::: Source excerpt

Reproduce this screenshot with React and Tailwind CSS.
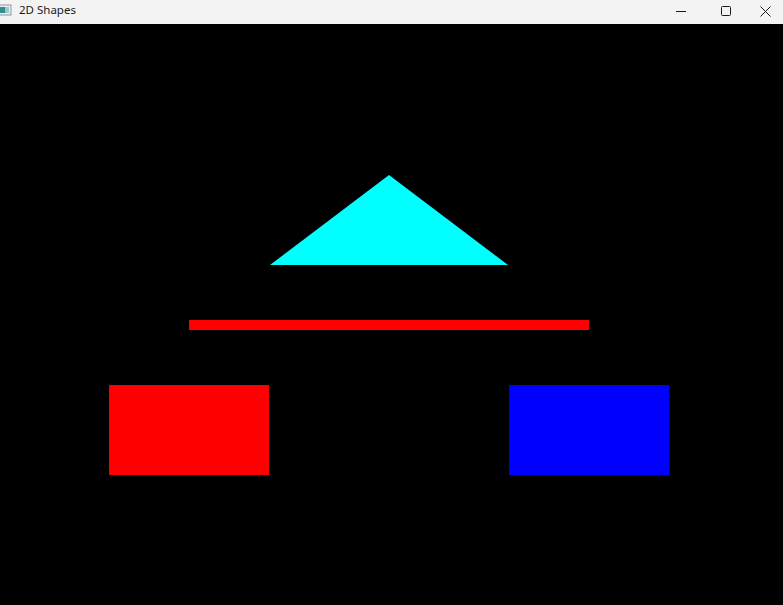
import React from "react";

// window chrome buttons
const Minimize = () => (
  <svg width="10" height="10" viewBox="0 0 10 10">
    <path d="M0 5.5h10" stroke="#1a1a1a" strokeWidth="1" />
  </svg>
);

const Maximize = () => (
  <svg width="10" height="10" viewBox="0 0 10 10">
    <rect x="0.5" y="0.5" width="9" height="9" rx="1" fill="none" stroke="#1a1a1a" strokeWidth="1" />
  </svg>
);

const Close = () => (
  <svg width="11" height="11" viewBox="0 0 11 11">
    <path d="M0.5 0.5l10 10M10.5 0.5l-10 10" stroke="#1a1a1a" strokeWidth="1" />
  </svg>
);

const AppIcon = () => (
  <svg width="12" height="12" viewBox="0 0 12 12">
    <rect x="-2" y="1" width="13" height="10" fill="#e8eef0" stroke="#8a9aa0" strokeWidth="1" />
    <rect x="-1" y="3" width="6" height="6" fill="#2f8f8a" />
    <rect x="5" y="3" width="4" height="6" fill="#9ec9c6" />
  </svg>
);

const App = () => {
  return (
    <div className="w-[783px] h-[605px] flex flex-col bg-black overflow-hidden" style={{ fontFamily: '"Noto Sans", "Open Sans", sans-serif' }}>
      <div className="h-[24px] bg-[#f3f3f3] flex items-center shrink-0">
        <div className="w-[19px] flex items-center mb-[4px]">
          <AppIcon />
        </div>
        <span className="text-[11.5px] text-[#1a1a1a] leading-none mb-[4px]">2D Shapes</span>
        <div className="ml-auto flex h-full pb-[2px]">
          <div className="w-[45px] flex items-center justify-center"><Minimize /></div>
          <div className="w-[45px] flex items-center justify-center"><Maximize /></div>
          <div className="w-[35px] flex items-center justify-center"><Close /></div>
        </div>
      </div>
      <svg width="783" height="581" viewBox="0 0 783 581" className="block" shapeRendering="crispEdges">
        <rect width="783" height="581" fill="#000" />
        <polygon points="389,151 508,241 270,241" fill="#00ffff" shapeRendering="auto" />
        <rect x="189" y="296" width="400" height="10" fill="#ff0000" />
        <rect x="109" y="361" width="160" height="90" fill="#ff0000" />
        <rect x="509" y="361" width="160" height="90" fill="#0000ff" />
      </svg>
    </div>
  );
};

export default App;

::::::

== Instructions for the task ==
Exclude the pictures. Write out the remaining data exactly.

== Complete response ==
Reproduce this screenshot with React and Tailwind CSS.
import React from "react";

// window chrome buttons
const Minimize = () => (
  <svg width="10" height="10" viewBox="0 0 10 10">
    <path d="M0 5.5h10" stroke="#1a1a1a" strokeWidth="1" />
  </svg>
);

const Maximize = () => (
  <svg width="10" height="10" viewBox="0 0 10 10">
    <rect x="0.5" y="0.5" width="9" height="9" rx="1" fill="none" stroke="#1a1a1a" strokeWidth="1" />
  </svg>
);

const Close = () => (
  <svg width="11" height="11" viewBox="0 0 11 11">
    <path d="M0.5 0.5l10 10M10.5 0.5l-10 10" stroke="#1a1a1a" strokeWidth="1" />
  </svg>
);

const AppIcon = () => (
  <svg width="12" height="12" viewBox="0 0 12 12">
    <rect x="-2" y="1" width="13" height="10" fill="#e8eef0" stroke="#8a9aa0" strokeWidth="1" />
    <rect x="-1" y="3" width="6" height="6" fill="#2f8f8a" />
    <rect x="5" y="3" width="4" height="6" fill="#9ec9c6" />
  </svg>
);

const App = () => {
  return (
    <div className="w-[783px] h-[605px] flex flex-col bg-black overflow-hidden" style={{ fontFamily: '"Noto Sans", "Open Sans", sans-serif' }}>
      <div className="h-[24px] bg-[#f3f3f3] flex items-center shrink-0">
        <div className="w-[19px] flex items-center mb-[4px]">
          <AppIcon />
        </div>
        <span className="text-[11.5px] text-[#1a1a1a] leading-none mb-[4px]">2D Shapes</span>
        <div className="ml-auto flex h-full pb-[2px]">
          <div className="w-[45px] flex items-center justify-center"><Minimize /></div>
          <div className="w-[45px] flex items-center justify-center"><Maximize /></div>
          <div className="w-[35px] flex items-center justify-center"><Close /></div>
        </div>
      </div>
      <svg width="783" height="581" viewBox="0 0 783 581" className="block" shapeRendering="crispEdges">
        <rect width="783" height="581" fill="#000" />
        <polygon points="389,151 508,241 270,241" fill="#00ffff" shapeRendering="auto" />
        <rect x="189" y="296" width="400" height="10" fill="#ff0000" />
        <rect x="109" y="361" width="160" height="90" fill="#ff0000" />
        <rect x="509" y="361" width="160" height="90" fill="#0000ff" />
      </svg>
    </div>
  );
};

export default App;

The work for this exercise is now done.